In the metaverse, there will be rules different from the universe we are living in. Practically, anyone will be able to create anything coming to mind. In some sense, there will be no rules. But as we are talking about a new world, where computers and humans will live and work side by side, it’s reasonable to know how this collaboration will take place. One of such collaborations is text-to-image generation. It is very popular now. For instance, OpenAI offers its Craiyon, while Google boasts of Imagen AI. Yesterday, Meta, which is one of the leading players in the field, announced its own-developed AI image generation engine. As the company said, the new engine will help people create more immersive art in the metaverse.
Meta Has Its Own Text-to-Image Generation Engine
On paper, text-to-image generation is a simple thing. For instance, when you say the keyword “there’s a horse in the hospital,” the engine first passes it through a transformer model, a neural network, then it “understands” what you said and develops a contextual understanding of their relationship to one another. Once it does all the steps mentioned above and realizes what you meant, it will create an image with the help of AI, using a set of GANs (generative adversarial networks).
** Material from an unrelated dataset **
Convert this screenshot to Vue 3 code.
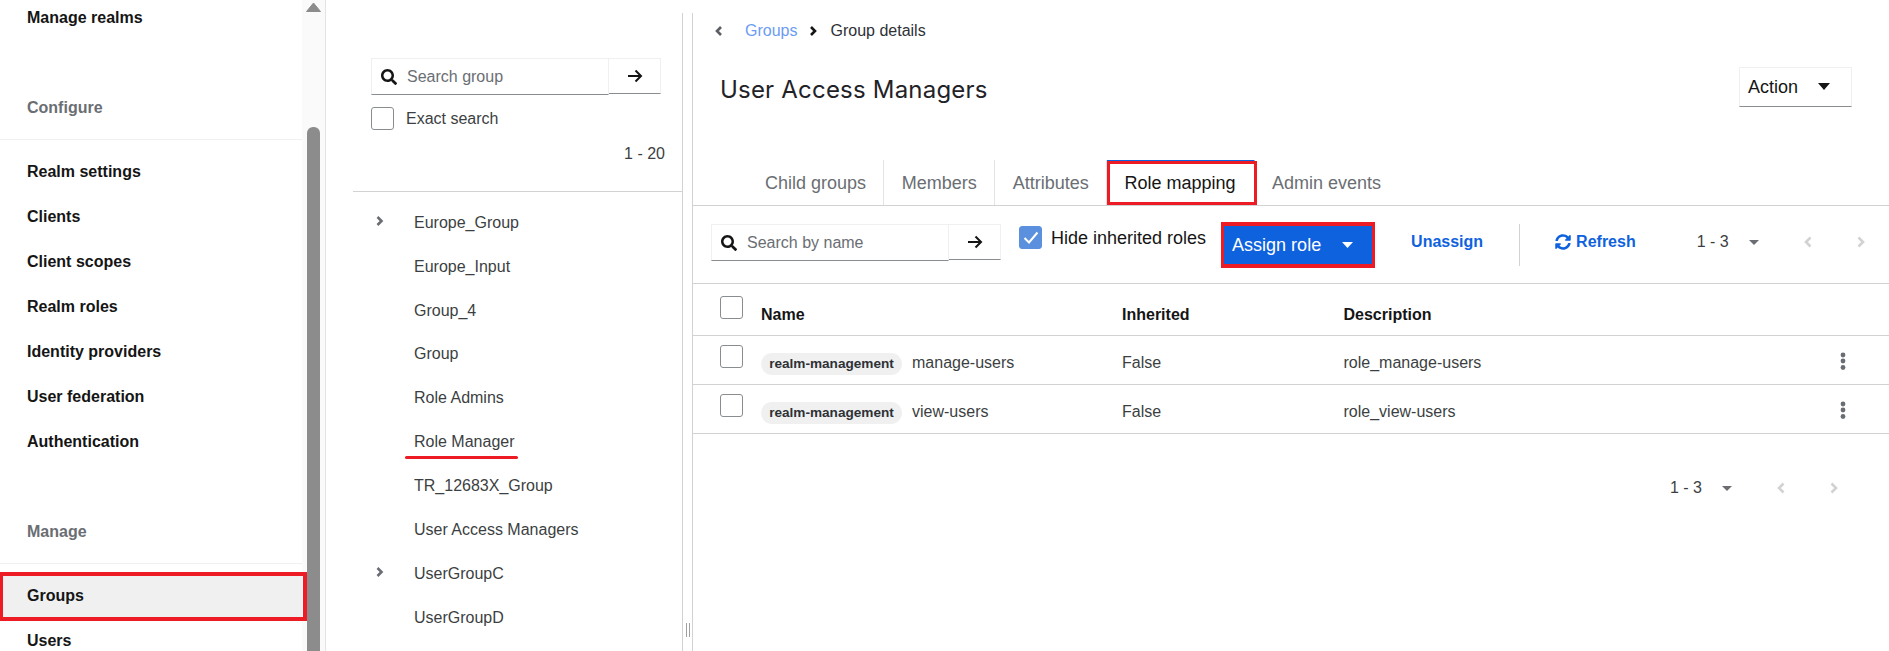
<script setup>
const configure = ['Realm settings', 'Clients', 'Client scopes', 'Realm roles', 'Identity providers', 'User federation', 'Authentication']
const tree = [
  { name: 'Europe_Group', more: true },
  { name: 'Europe_Input' },
  { name: 'Group_4' },
  { name: 'Group' },
  { name: 'Role Admins' },
  { name: 'Role Manager', marked: true },
  { name: 'TR_12683X_Group' },
  { name: 'User Access Managers' },
  { name: 'UserGroupC', more: true },
  { name: 'UserGroupD' }
]
const tabs = ['Child groups', 'Members', 'Attributes', 'Role mapping', 'Admin events']
const rows = [
  { role: 'manage-users', desc: 'role_manage-users' },
  { role: 'view-users', desc: 'role_view-users' }
]
const searchPath = 'M505 442.7L405.3 343c-4.5-4.5-10.6-7-17-7H372c27.6-35.3 44-79.7 44-128C416 93.1 322.9 0 208 0S0 93.1 0 208s93.1 208 208 208c48.3 0 92.7-16.4 128-44v16.3c0 6.4 2.5 12.5 7 17l99.7 99.7c9.4 9.4 24.6 9.4 33.9 0l28.3-28.3c9.4-9.4 9.4-24.6.1-34zM208 336c-70.7 0-128-57.2-128-128 0-70.7 57.2-128 128-128 70.7 0 128 57.2 128 128 0 70.7-57.2 128-128 128z'
const syncPath = 'M370.72 133.28C339.458 104.008 298.888 87.962 255.848 88c-77.458.068-144.328 53.178-162.791 126.85-1.344 5.363-6.122 9.15-11.651 9.15H24.103c-7.498 0-13.194-6.807-11.807-14.176C33.933 94.924 134.813 8 256 8c66.448 0 126.791 26.136 171.315 68.685L463.03 40.97C478.149 25.851 504 36.559 504 57.941V192c0 13.255-10.745 24-24 24H345.941c-21.382 0-32.09-25.851-16.971-40.971l41.75-41.749zM32 296h134.059c21.382 0 32.09 25.851 16.971 40.971l-41.75 41.75c31.262 29.273 71.835 45.319 114.876 45.28 77.418-.07 144.315-53.144 162.787-126.849 1.344-5.363 6.122-9.15 11.651-9.15h57.304c7.498 0 13.194 6.807 11.807 14.176C478.067 417.076 377.187 504 256 504c-66.448 0-126.791-26.136-171.315-68.685L48.97 471.03C33.851 486.149 8 475.441 8 454.059V320c0-13.255 10.745-24 24-24z'
</script>

<template>
  <div class="page">
    <aside class="nav">
      <div class="nav-scroll">
        <div class="nav-item">Manage realms</div>
        <div class="nav-heading">Configure</div>
        <div class="nav-list">
          <div v-for="item in configure" :key="item" class="nav-item">{{ item }}</div>
        </div>
        <div class="nav-heading">Manage</div>
        <div class="nav-list">
          <div class="nav-item current">Groups</div>
          <div class="nav-item">Users</div>
        </div>
      </div>
      <div class="scrollbar">
        <svg class="scroll-up" width="15" height="10" viewBox="0 0 15 10"><path d="M7.500 1 14.500 9.500H.5z" fill="#8c8c8c" stroke="#8c8c8c" stroke-linejoin="round"/></svg>
        <div class="scroll-thumb"></div>
      </div>
    </aside>

    <div class="content">
      <section class="tree-pane">
        <div class="tree-head">
          <div class="search tree-search">
            <div class="search-field">
              <svg class="search-icon" viewBox="0 0 512 512"><path :d="searchPath" fill="#151515"/></svg>
              <span class="placeholder">Search group</span>
            </div>
            <div class="search-go">
              <svg width="16" height="16" viewBox="0 0 16 16"><path d="M1 8h13M8.500 2.500 14 8l-5.500 5.500" fill="none" stroke="#151515" stroke-width="2"/></svg>
            </div>
          </div>
          <label class="exact"><span class="box"></span><span class="exact-text">Exact search</span></label>
          <div class="tree-count">1 - 20</div>
        </div>
        <ul class="tree-list">
          <li v-for="g in tree" :key="g.name" class="tree-item">
            <svg v-if="g.more" class="tree-chev" width="8" height="10" viewBox="0 0 8 10"><path d="M1.500 1 5.500 5 1.500 9" fill="none" stroke="#6a6e73" stroke-width="2.600"/></svg>
            <span :class="['tree-name', { marked: g.marked }]">{{ g.name }}</span>
          </li>
        </ul>
      </section>

      <div class="splitter"><span class="grip"></span></div>

      <main class="main">
        <nav class="crumbs">
          <svg class="crumb-back" width="8" height="10" viewBox="0 0 8 10"><path d="M6 1 2 5 6 9" fill="none" stroke="#5b5e62" stroke-width="2.600"/></svg>
          <a class="crumb-link">Groups</a>
          <svg class="crumb-sep" width="8" height="10" viewBox="0 0 8 10"><path d="M2 1 6 5 2 9" fill="none" stroke="#151515" stroke-width="2.600"/></svg>
          <span class="crumb-here">Group details</span>
        </nav>

        <header class="head">
          <h1>User Access Managers</h1>
          <div class="action">
            <span>Action</span>
            <svg width="12" height="7" viewBox="0 0 12 7"><path d="M0 0h12L6 7z" fill="#151515"/></svg>
          </div>
        </header>

        <div class="tabs">
          <div v-for="t in tabs" :key="t" :class="['tab', { active: t === 'Role mapping' }]">{{ t }}</div>
        </div>

        <div class="toolbar">
          <div class="search bar-search">
            <div class="search-field">
              <svg class="search-icon" viewBox="0 0 512 512"><path :d="searchPath" fill="#151515"/></svg>
              <span class="placeholder">Search by name</span>
            </div>
            <div class="search-go">
              <svg width="16" height="16" viewBox="0 0 16 16"><path d="M1 8h13M8.500 2.500 14 8l-5.500 5.500" fill="none" stroke="#151515" stroke-width="2"/></svg>
            </div>
          </div>
          <label class="hide">
            <span class="box checked">
              <svg width="16" height="13" viewBox="0 0 16 13"><path d="M1.500 7 6 11.500 14.500 1.500" fill="none" stroke="#fff" stroke-width="2"/></svg>
            </span>
            <span class="hide-text">Hide inherited roles</span>
          </label>
          <button class="assign">
            <span>Assign role</span>
            <svg width="11" height="6" viewBox="0 0 11 6"><path d="M0 0h11L5.500 6z" fill="#fff"/></svg>
          </button>
          <span class="unassign">Unassign</span>
          <span class="divider"></span>
          <span class="refresh">
            <svg width="16" height="16" viewBox="0 0 512 512"><path :d="syncPath" fill="#0f62dd"/></svg>
            <span>Refresh</span>
          </span>
          <div class="pager top-pager">
            <span class="pager-text">1 - 3</span>
            <svg class="pager-caret" width="10" height="5" viewBox="0 0 10 5"><path d="M0 0h10L5 5z" fill="#6a6e73"/></svg>
            <svg class="pager-chev" width="8" height="12" viewBox="0 0 8 12"><path d="M6.500 1.500 2 6l4.500 4.500" fill="none" stroke="#d2d2d2" stroke-width="2.600"/></svg>
            <svg class="pager-chev" width="8" height="12" viewBox="0 0 8 12"><path d="M1.500 1.500 6 6l-4.500 4.500" fill="none" stroke="#d2d2d2" stroke-width="2.600"/></svg>
          </div>
        </div>

        <div class="table">
          <div class="row head-row">
            <span class="box"></span>
            <span class="cell">Name</span>
            <span class="cell">Inherited</span>
            <span class="cell">Description</span>
            <span></span>
          </div>
          <div v-for="r in rows" :key="r.role" class="row">
            <span class="box"></span>
            <span class="cell name-cell"><span class="chip">realm-management</span>{{ r.role }}</span>
            <span class="cell">False</span>
            <span class="cell">{{ r.desc }}</span>
            <svg class="kebab" width="6" height="18" viewBox="0 0 6 18"><circle cx="3" cy="3" r="2.400"/><circle cx="3" cy="9" r="2.400"/><circle cx="3" cy="15.500" r="2.400"/></svg>
          </div>
        </div>

        <div class="pager bottom-pager">
          <span class="pager-text">1 - 3</span>
          <svg class="pager-caret" width="10" height="5" viewBox="0 0 10 5"><path d="M0 0h10L5 5z" fill="#6a6e73"/></svg>
          <svg class="pager-chev" width="8" height="12" viewBox="0 0 8 12"><path d="M6.500 1.500 2 6l4.500 4.500" fill="none" stroke="#d2d2d2" stroke-width="2.600"/></svg>
          <svg class="pager-chev" width="8" height="12" viewBox="0 0 8 12"><path d="M1.500 1.500 6 6l-4.500 4.500" fill="none" stroke="#d2d2d2" stroke-width="2.600"/></svg>
        </div>
      </main>
    </div>
  </div>
</template>

<style scoped>
.page {
  display: flex;
  height: 651px;
  overflow: hidden;
  background: #fff;
  color: #151515;
  font: 16px/20px "Liberation Sans", Arial, sans-serif;
}

/* left navigation */
.nav { display: flex; flex: none; width: 326px; }
.nav-scroll { flex: none; width: 302px; margin-top: -5px; }
.nav-item {
  position: relative;
  height: 45px;
  padding-left: 27px;
  font-weight: 700;
  line-height: 45px;
}
.nav-heading {
  padding: 58px 0 21px 27px;
  border-bottom: 1px solid #f0f0f0;
  color: #6a6e73;
  font-weight: 700;
}
.nav-list { margin-top: 9px; }
.current { background: #f0f0f0; }
.current::after {
  content: "";
  position: absolute;
  inset: -1px -5px -3px 0;
  border: 4px solid #ed1c24;
  border-left-width: 3px;
}
.scrollbar {
  flex: none;
  width: 24px;
  background: #fafafa;
  border-right: 1px solid #e4e4e4;
  box-sizing: border-box;
  padding-left: 5px;
}
.scroll-up { display: block; margin: 2px 0 0 -1px; }
.scroll-thumb {
  width: 13px;
  height: 530px;
  margin-top: 115px;
  background: #8c8c8c;
  border-radius: 6px 6px 0 0;
}

/* content panes */
.content { display: flex; flex: 1; min-width: 0; margin-top: 13px; }
.tree-pane { flex: none; width: 357px; box-sizing: border-box; border-right: 1px solid #d2d2d2; }
.tree-head {
  margin-left: 27px;
  height: 179px;
  padding: 45px 0 0 18px;
  box-sizing: border-box;
  border-bottom: 1px solid #d2d2d2;
}
.search { display: flex; width: 290px; height: 36px; }
.search-field {
  display: flex;
  align-items: center;
  flex: 1;
  box-sizing: border-box;
  height: 37px;
  padding-left: 9px;
  border: 1px solid #f0f0f0;
  border-bottom: 1px solid #8a8d90;
}
.search-icon { flex: none; width: 16px; height: 16px; margin-right: 10px; }
.placeholder { color: #6a6e73; }
.search-go {
  display: flex;
  align-items: center;
  justify-content: center;
  flex: none;
  box-sizing: border-box;
  width: 52px;
  height: 36px;
  border: 1px solid #f0f0f0;
  border-left: 0;
  border-bottom: 1px solid #8a8d90;
}
.box {
  display: flex;
  align-items: center;
  justify-content: center;
  flex: none;
  box-sizing: border-box;
  width: 23px;
  height: 23px;
  border: 1px solid #8a8d90;
  border-radius: 3px;
  background: #fff;
}
.box.checked { background: #5a90dd; border-color: #5a90dd; }
.exact {
  display: flex;
  gap: 12px;
  margin-top: 13px;
  color: #3c3f42;
  line-height: 20px;
}
.exact-text { padding-top: 2px; }
.tree-count { margin-top: 14px; width: 294px; text-align: right; color: #3c3f42; }
.tree-list { list-style: none; margin: 0; padding: 9px 0 0; }
.tree-item {
  display: flex;
  align-items: center;
  height: 43.850px;
  padding-left: 88px;
  position: relative;
  color: #3c3f42;
}
.tree-chev { position: absolute; left: 50px; top: 15px; }
.tree-name { position: relative; }
.marked::after {
  content: "";
  position: absolute;
  left: -9px;
  right: -3px;
  top: 24px;
  height: 3px;
  border-radius: 2px;
  background: #ed1c24;
}

.splitter { flex: none; width: 9px; display: flex; justify-content: center; }
.grip {
  width: 2px;
  height: 14px;
  margin-top: 610px;
  border-left: 1px solid #a0a0a0;
  border-right: 1px solid #a0a0a0;
}

.main { flex: 1; min-width: 0; border-left: 1px solid #d2d2d2; }
.crumbs { display: flex; align-items: center; height: 36px; padding-left: 22px; }
.crumb-link { margin-left: 22px; color: #6b9cf2; }
.crumb-sep { margin-left: 12px; }
.crumb-here { margin-left: 13px; color: #2e3136; }
.head {
  display: flex;
  justify-content: space-between;
  align-items: center;
  height: 39px;
  margin-top: 18px;
  padding: 0 37px 0 27px;
}
h1 {
  margin: 6px 0 0;
  font: 400 24px/30px Inter, "Liberation Sans", sans-serif;
  letter-spacing: 0.2px;
  color: #1f2328;
}
.action {
  display: flex;
  align-items: center;
  justify-content: space-between;
  box-sizing: border-box;
  width: 113px;
  height: 40px;
  padding: 0 21px 0 8px;
  border: 1px solid #f0f0f0;
  border-bottom: 1px solid #8a8d90;
  font-size: 18px;
  color: #151515;
}
.tabs {
  display: flex;
  height: 46px;
  margin-top: 54px;
  padding-left: 54px;
  border-bottom: 1px solid #d2d2d2;
  box-sizing: border-box;
}
.tab {
  position: relative;
  padding: 1px 17.400px 0;
  border-right: 1px solid #e4e4e4;
  color: #6a6e73;
  font-size: 18px;
  line-height: 44px;
}
.tab:first-child { padding-left: 18px; }
.tab:last-child { border-right: 0; }
.tab.active {
  color: #151515;
  border-right-color: transparent;
  border-top: 1px solid #0f62dd;
  padding: 1px 18px 0 17.400px;
  line-height: 42px;
}
.tab.active::after {
  content: "";
  position: absolute;
  left: 0;
  right: -3px;
  top: 0;
  bottom: 0;
  border: 3px solid #ed1c24;
}

.toolbar {
  display: flex;
  align-items: flex-start;
  box-sizing: border-box;
  height: 78px;
  padding-left: 18px;
  border-bottom: 1px solid #d2d2d2;
}
.bar-search { margin-top: 18px; }
.hide { display: flex; margin: 20px 0 0 18px; }
.hide-text { margin-left: 9px; padding-top: 1px; line-height: 22px; font-size: 18px; color: #151515; }
.assign {
  display: flex;
  align-items: center;
  justify-content: space-between;
  box-sizing: border-box;
  width: 154px;
  height: 46px;
  margin: 16px 0 0 15px;
  padding: 0 19px 0 8px;
  border: 4px solid #ed1c24;
  border-width: 4px 3px;
  background: #0f62dd;
  color: #fff;
  font: 18px "Liberation Sans", Arial, sans-serif;
}
.unassign {
  width: 108px;
  margin: 18px 0 0 36px;
  box-sizing: border-box;
  color: #0f62dd;
  font-weight: 700;
  line-height: 36px;
}
.divider { width: 1px; height: 42px; margin-top: 18px; background: #d2d2d2; }
.refresh {
  display: flex;
  align-items: center;
  gap: 5px;
  height: 36px;
  margin: 18px 0 0 35px;
  color: #0f62dd;
  font-weight: 700;
}
.pager { display: flex; align-items: center; height: 36px; }
.top-pager { margin: 18px 0 0 61px; }
.pager-text { color: #3c3f42; }
.pager-caret { margin-left: 20px; }
.pager-chev { margin-left: 45px; }

.row {
  display: grid;
  grid-template-columns: 41px 361px 221.500px 1fr 49px;
  align-items: center;
  box-sizing: border-box;
  height: 49px;
  padding-left: 27px;
  border-bottom: 1px solid #d2d2d2;
  color: #3c3f42;
}
.row .box { margin-top: -7px; }
.row .cell { margin-top: 5px; }
.head-row { height: 52px; color: #151515; font-weight: 700; }
.head-row .box { margin-top: -4px; }
.head-row .cell { margin-top: 10px; }
.name-cell { display: flex; align-items: center; color: #3c3f42; }
.chip {
  box-sizing: border-box;
  width: 141px;
  height: 22px;
  margin: 3px 10px 0 0;
  border-radius: 11px;
  background: #f0f0f0;
  color: #2e3136;
  font-size: 13.600px;
  font-weight: 700;
  line-height: 22px;
  text-align: center;
}
.kebab { fill: #6a6e73; margin-top: 1px; }
.bottom-pager { justify-content: flex-end; margin-top: 36px; padding-right: 51px; }
</style>

<style>
html, body { margin: 0; overflow: hidden; }
</style>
Due to the development of machine learning and its ability of self-training, text-to-image generation engines are able to create any nonsense you want. We can say that all engines work in the same principle. However, they differ in terms of AI processing.
For instance, Google’s Imagen prefers a Diffusion model, “which learns to convert a pattern of random dots to images. These images first start as low resolution and then progressively increase in resolution.” Google’s Parti AI, on the other hand, “first converts a collection of images into a sequence of code entries, similar to puzzle pieces. A given text prompt is then translated into these code entries and a new image is created.”
However, you should know that as a user, you have no control over the specific aspects of the output image. “To realize AI’s potential to push creative expression forward,” Meta CEO Mark Zuckerberg stated in Tuesday’s blog, “people should be able to shape and control the content a system generates.”